In a recent clinic given to professional soccer coaches I was surprised to learn that did little on improving the mechanics of the kick. They spent most of their time on strategy and instructing the youngsters on the type of kick needed for the play in question. Their emphasis was not on how well the kick was executed but each player from a biomechanical or kinesiological point of view. Their concern was more with the results of the kick rather the mechanics of the kick.
On the highest levels, spending time on the mechanics of the kick is not, maybe, very important, but the coach typically does not have the time to spend on such details. When a player reaches this level, they should have good kicking mechanics in order to execute the kicks that are needed to play well. However, in the Youth Leagues, spending more time on the mechanics of the kick can often be the difference between making the youngster a successful player that can move on in to the higher leagues, or one who will have to drop out because of his inability to improve.
To assist coaches in teaching effective kicking mechanics, it is first necessary that they understand exactly what constitutes an effective kick whether it be for power or accuracy. To do this, it is necessary to film the youngsters from the front and side and then make cinematograms of selected frames from the video. In this way, the entire kicking sequence can be seen and studied, frame by frame, to see exactly what occurred.
Note that when you view a video tape at regular speed, or study or live action the eye is only capable of seeing 10 “pictures” per second. With a video camera you can record the action at 30 to 50 frames per second and at high shutter speeds to get clear pictures, even of very fast actions. Thus not only can you record more of the action but when you stop and study each frame and make cinematograms (sequence pictures from the film) you can study each frame as long as needed. Looking at a tape or film at regular speed is too fast for the eye to see the details of the action.

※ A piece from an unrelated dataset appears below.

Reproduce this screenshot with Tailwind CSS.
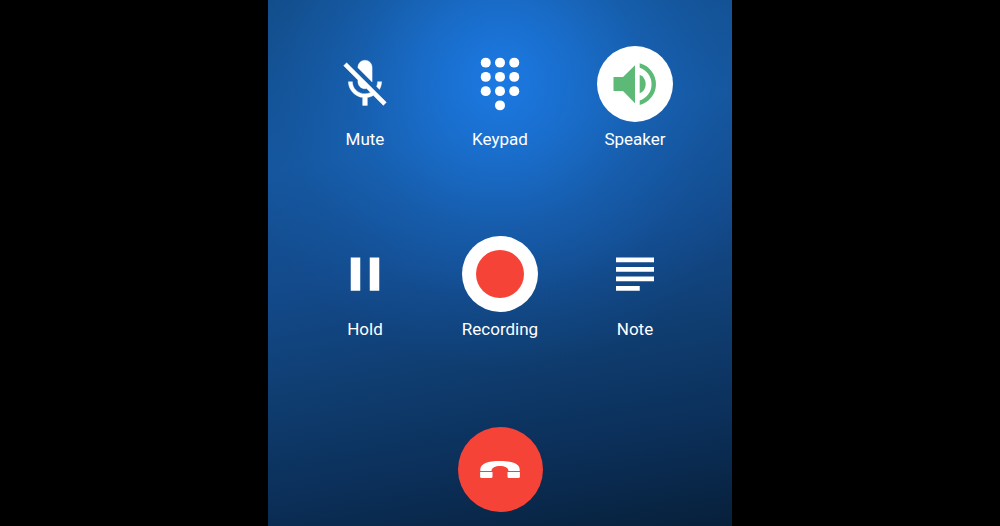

That the eye can not catch all the action in a kick can easily be substantiated when coaches, even those who know kicking technique well, look at sequence of pictures of a shot on goal. They can not believe how some of their players execute the kick!
For example, several excellent players who had “good” kicks, instead of making contact on the instep of the foot, turned the foot or leg outward to make contact on the inside of the foot as in a passing shot. They immediately turned the foot back to the front in the follow-through. Thus to the eye it appeared as though the kick was executed well, but in reality it was not.

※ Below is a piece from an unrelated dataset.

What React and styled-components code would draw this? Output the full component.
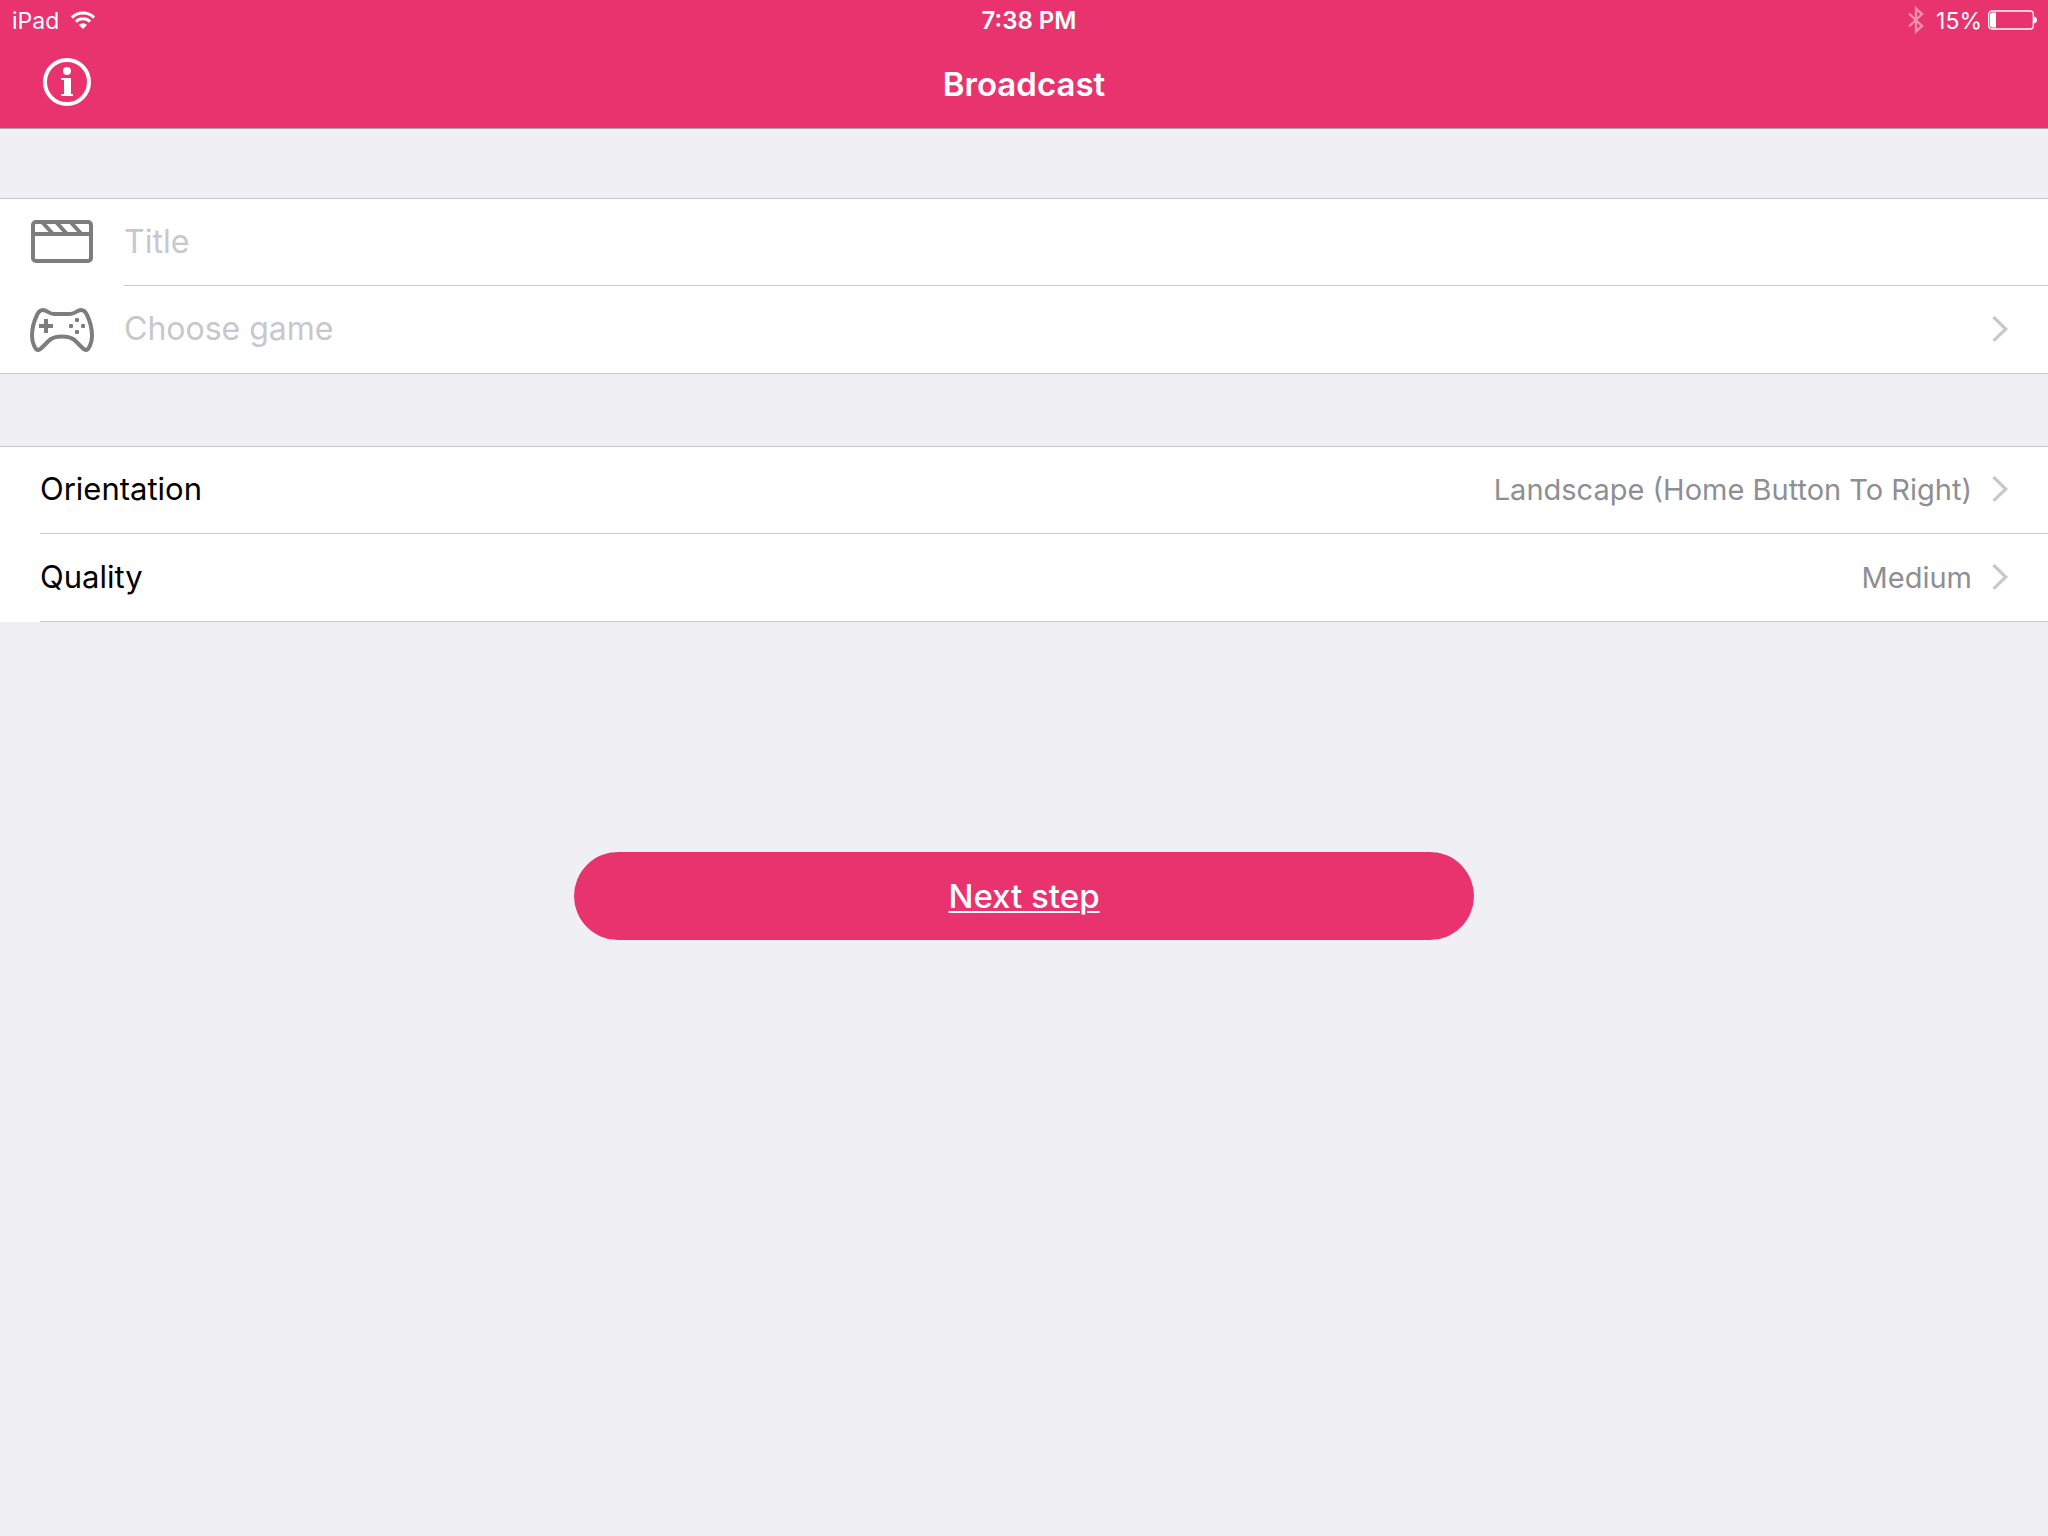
import React from 'react'
import styled, { createGlobalStyle } from 'styled-components'

const GlobalStyle = createGlobalStyle`
  *, *::before, *::after {
    box-sizing: border-box;
  }

  body {
    background: #efeff4;
    font-family: Inter, "Liberation Sans", sans-serif;
    margin: 0;
  }

  button, input {
    background: none;
    border: 0;
    border-radius: 0;
    font: inherit;
    margin: 0;
    padding: 0;
  }

  svg {
    display: block;
    flex: none;
  }
`

const Header = styled.header`
  background: #e8336f;
  border-bottom: 1px solid #a7a7aa;
  color: #fff;
`

const StatusBar = styled.div`
  align-items: center;
  display: grid;
  font-size: 23px;
  grid-template-columns: 1fr auto 1fr;
  height: 40px;
  padding: 0 10px 0 12px;
`

const StatusGroup = styled.div`
  align-items: center;
  display: flex;
  gap: ${props => props.$gap}px;
  justify-content: ${props => (props.$end ? 'flex-end' : 'flex-start')};
`

const StatusText = styled.span`
  line-height: 38px;
  padding-top: 2px;
`

const Clock = styled.time`
  font-size: 24px;
  font-weight: 600;
  line-height: 38px;
  padding: 2px 0 0 8px;
`

const NavBar = styled.div`
  align-items: center;
  display: grid;
  grid-template-columns: 1fr auto 1fr;
  height: 88px;
  padding: 0 43px;
`

const InfoButton = styled.button`
  color: #fff;
  height: 48px;
  margin-bottom: 4px;
  width: 48px;
`

const PageTitle = styled.h1`
  font-size: 33px;
  font-weight: 600;
  line-height: 40px;
  margin: 0;
`

const Form = styled.form`
  display: flex;
  flex-direction: column;
  gap: 72px;
  padding-top: 69px;
`

const List = styled.div`
  background: #fff;
  border-top: 1px solid #c8c7cc;
  border-bottom: ${props => (props.$closed ? '1px solid #c8c7cc' : '0')};
`

const Row = styled.div`
  align-items: stretch;
  display: flex;
  padding-left: ${props => (props.$icon ? 0 : 40)}px;
`

const RowIcon = styled.span`
  align-items: center;
  color: #7d7d7d;
  display: flex;
  flex: none;
  justify-content: center;
  width: 124px;
`

const RowBody = styled.div`
  border-bottom: ${props => (props.$line ? '1px solid #c8c7cc' : '0')};
  display: flex;
  flex: 1;
  height: ${props => (props.$line && !props.$first ? 88 : 87)}px;
`

const TitleInput = styled.input`
  color: #000;
  font-size: 32px;
  outline: none;
  padding-bottom: 2px;
  width: 100%;

  &::placeholder {
    color: #c7c7cd;
    opacity: 1;
  }
`

const RowButton = styled.button`
  align-items: center;
  color: #000;
  cursor: pointer;
  display: flex;
  font-size: 31px;
  gap: 19px;
  line-height: 40px;
  padding: 0 39px 2px 0;
  text-align: left;
  width: 100%;
`

const Label = styled.span`
  flex: 1;
`

const Placeholder = styled(Label)`
  color: #c7c7cd;
  font-size: 32px;
`

const Value = styled.span`
  color: #8e8e93;
  font-size: 29px;
  padding-top: 2px;
`

const NextButton = styled.button`
  align-self: center;
  background: #e8336f;
  border-radius: 44px;
  color: #fff;
  cursor: pointer;
  font-size: 33px;
  font-weight: 500;
  height: 88px;
  margin: 158px 0 40px;
  max-width: 90%;
  text-decoration: underline;
  text-decoration-thickness: 2px;
  text-underline-offset: 3px;
  width: 900px;
`

const WifiIcon = () => (
  <svg width="26" height="20" viewBox="0 0 26 20" fill="none" stroke="currentColor" strokeWidth="3">
    <path d="M1.9 7.6a15.8 15.8 0 0 1 22.2 0" />
    <path d="M5.9 11.6a10.2 10.2 0 0 1 14.2 0" />
    <path d="M13 19l-4-4.1a5.7 5.7 0 0 1 8 0z" fill="currentColor" stroke="none" />
  </svg>
)

const BluetoothIcon = () => (
  <svg width="16" height="28" viewBox="0 0 16 28" fill="none" stroke="currentColor" strokeWidth="2.4" opacity="0.45">
    <path d="M1 7.5l13 12.5-6 5.500V2.500L14 8 1 20.5" />
  </svg>
)

const BatteryIcon = () => (
  <svg width="50" height="20" viewBox="0 0 50 20">
    <rect x="0.7" y="1" width="44.6" height="18" rx="3" fill="none" stroke="currentColor" strokeWidth="1.3" />
    <path d="M2 4.5a2 2 0 0 1 2-2h4v15H4a2 2 0 0 1-2-2zM46 6.5c4 .5 4 6.5 0 7z" fill="currentColor" />
  </svg>
)

const InfoIcon = () => (
  <svg width="48" height="48" viewBox="0 0 48 48" fill="currentColor">
    <circle cx="24" cy="24" r="22" fill="none" stroke="currentColor" strokeWidth="4" />
    <circle cx="24" cy="13" r="4" />
    <path d="M18 20h10v16h2v2H18v-2h3V22h-3z" />
  </svg>
)

const ClapperIcon = () => (
  <svg width="62" height="45" viewBox="0 0 62 45" fill="none" stroke="currentColor" strokeWidth="4">
    <rect x="2" y="2" width="58" height="39" rx="3" />
    <path d="M2 14h58M11 2l11 12M25 2l11 12M39.5 2l11 12" />
  </svg>
)

const GamepadIcon = () => (
  <svg width="64" height="44" viewBox="0 0 64 44" fill="none" stroke="currentColor" strokeWidth="4">
    <path d="M8 42C5.5 42 2 35 2 28C2 20 4.5 12 7 7C8.5 3.5 10.5 2 13 2C17 2 19 6 24 6H40C45 6 47 2 51 2C53.5 2 55.5 3.5 57 7C59.5 12 62 20 62 28C62 35 58.5 42 56 42C53 42 48 34.5 43 31C38 27.5 26 27.5 21 31C16 34.5 11 42 8 42Z" />
    <path d="M9 18h14M16 11v14" />
    <g fill="currentColor" stroke="none">
      <rect x="45" y="10" width="4" height="4" rx="1" />
      <rect x="39" y="16" width="4" height="4" rx="1" />
      <rect x="51" y="16" width="4" height="4" rx="1" />
      <rect x="45" y="22" width="4" height="4" rx="1" />
    </g>
  </svg>
)

const Chevron = () => (
  <svg width="18" height="26" viewBox="0 0 18 26" fill="none" stroke="#c7c7cc" strokeWidth="3.2">
    <path d="M2.5 1.2L14.8 13L2.5 24.8" />
  </svg>
)

const settings = [
  { label: 'Orientation', value: 'Landscape (Home Button To Right)' },
  { label: 'Quality', value: 'Medium' },
]

function App() {
  return (
    <>
      <GlobalStyle />
      <Header>
        <StatusBar>
          <StatusGroup $gap={11}>
            <StatusText>iPad</StatusText>
            <WifiIcon />
          </StatusGroup>
          <Clock>7:38 PM</Clock>
          <StatusGroup $end $gap={12}>
            <BluetoothIcon />
            <StatusGroup $gap={6}>
              <StatusText>15%</StatusText>
              <BatteryIcon />
            </StatusGroup>
          </StatusGroup>
        </StatusBar>
        <NavBar>
          <InfoButton type="button" aria-label="Info">
            <InfoIcon />
          </InfoButton>
          <PageTitle>Broadcast</PageTitle>
        </NavBar>
      </Header>

      <Form onSubmit={e => e.preventDefault()}>
        <List $closed>
          <Row $icon>
            <RowIcon as="label" htmlFor="title">
              <ClapperIcon />
            </RowIcon>
            <RowBody $first $line>
              <TitleInput id="title" aria-label="Title" placeholder="Title" />
            </RowBody>
          </Row>
          <Row $icon>
            <RowIcon>
              <GamepadIcon />
            </RowIcon>
            <RowBody>
              <RowButton type="button">
                <Placeholder>Choose game</Placeholder>
                <Chevron />
              </RowButton>
            </RowBody>
          </Row>
        </List>

        <List>
          {settings.map((item, i) => (
            <Row key={item.label}>
              <RowBody $first={i === 0} $line>
                <RowButton type="button">
                  <Label>{item.label}</Label>
                  <Value>{item.value}</Value>
                  <Chevron />
                </RowButton>
              </RowBody>
            </Row>
          ))}
        </List>

        <NextButton type="submit">Next step</NextButton>
      </Form>
    </>
  )
}

export default App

To better understand the body actions that comprise a mechanically sound kick following is a brief analysis of a side-approach kick, i.e., approaching the ball at an angle to the direction of the kick. As the player approaches the ball he takes a long last stride and places the support leg more or less alongside the ball. (See frame _____) The exact placement of the foot is determined by the type of kick, speed of the approach, time for execution of the shot, etc.
The foot is planted so that the foot is lined up with the direction of the kick. Since the last stride is a long stride, the plant of the support leg is heel first, (See frames ____ and ____) which creates a braking force to stop forward motion. The bracing forces actually stop the lower body and the existing momentum generated in the approach to the ball is transferred to the upper body and it continues to move forward. The foot comes down to make full contact with the ground and the player leans to the side of the support leg to give the kicking leg clearance to come through without hitting the ground.
Because of the long forward stride with the left leg (right footed kicker) the pelvis ends up rotated in a clockwise direction which creates more separation of the legs. And the greater the distance between the thighs, the greater the force that can be generated by the kicking leg which should remain back as the support leg is planted.
The kicking leg then has greater potential kicking force created not only by a longer range of motion, (i.e., a longer pathway through which the kicking leg travels), but also because the hip flexor muscles which will drive the kicking thigh forward are placed on stretch during the last stride. Note that when a muscle is placed on stretch it will contract with greater force.
When the support leg is in full contact with the ground the pelvic girdle then rotates forward until it is square (perpendicular) to the intended line of flight. (See frame ____ As the pelvis approaches the front facing position the thigh of the kicking leg begins its forceful movement forward. The thigh is driven forward fast and vigorously so that the shin “folds up” behind the thigh. This creates a short lever which is more conducive to greater speed of movement. If the leg were kept straight (a long lever) and then brought forward the movement would be much slower.
This action places the anterior thigh muscles (quadriceps) on stretch so that when the thigh starts to slow down and stop, the shin is automatically whipped forward and the leg straightens as it makes contact with the ball. Because of this, the thigh drive is a very important action to produce the force needed to kick the ball hard and/or far. The faster the thigh is driven forward the greater the force with which the shin swings out to contact with the ball.
It should be noted that when ball contact is first made the knee is still slightly bent. (See frame ___) The straightening action continues during contact and when the ball leaves the foot the leg is straight. Thus we see two laws of physics at work in this action, first the short thigh lever for greater speed and a long lever for greater force at the end of the lever when contact is made.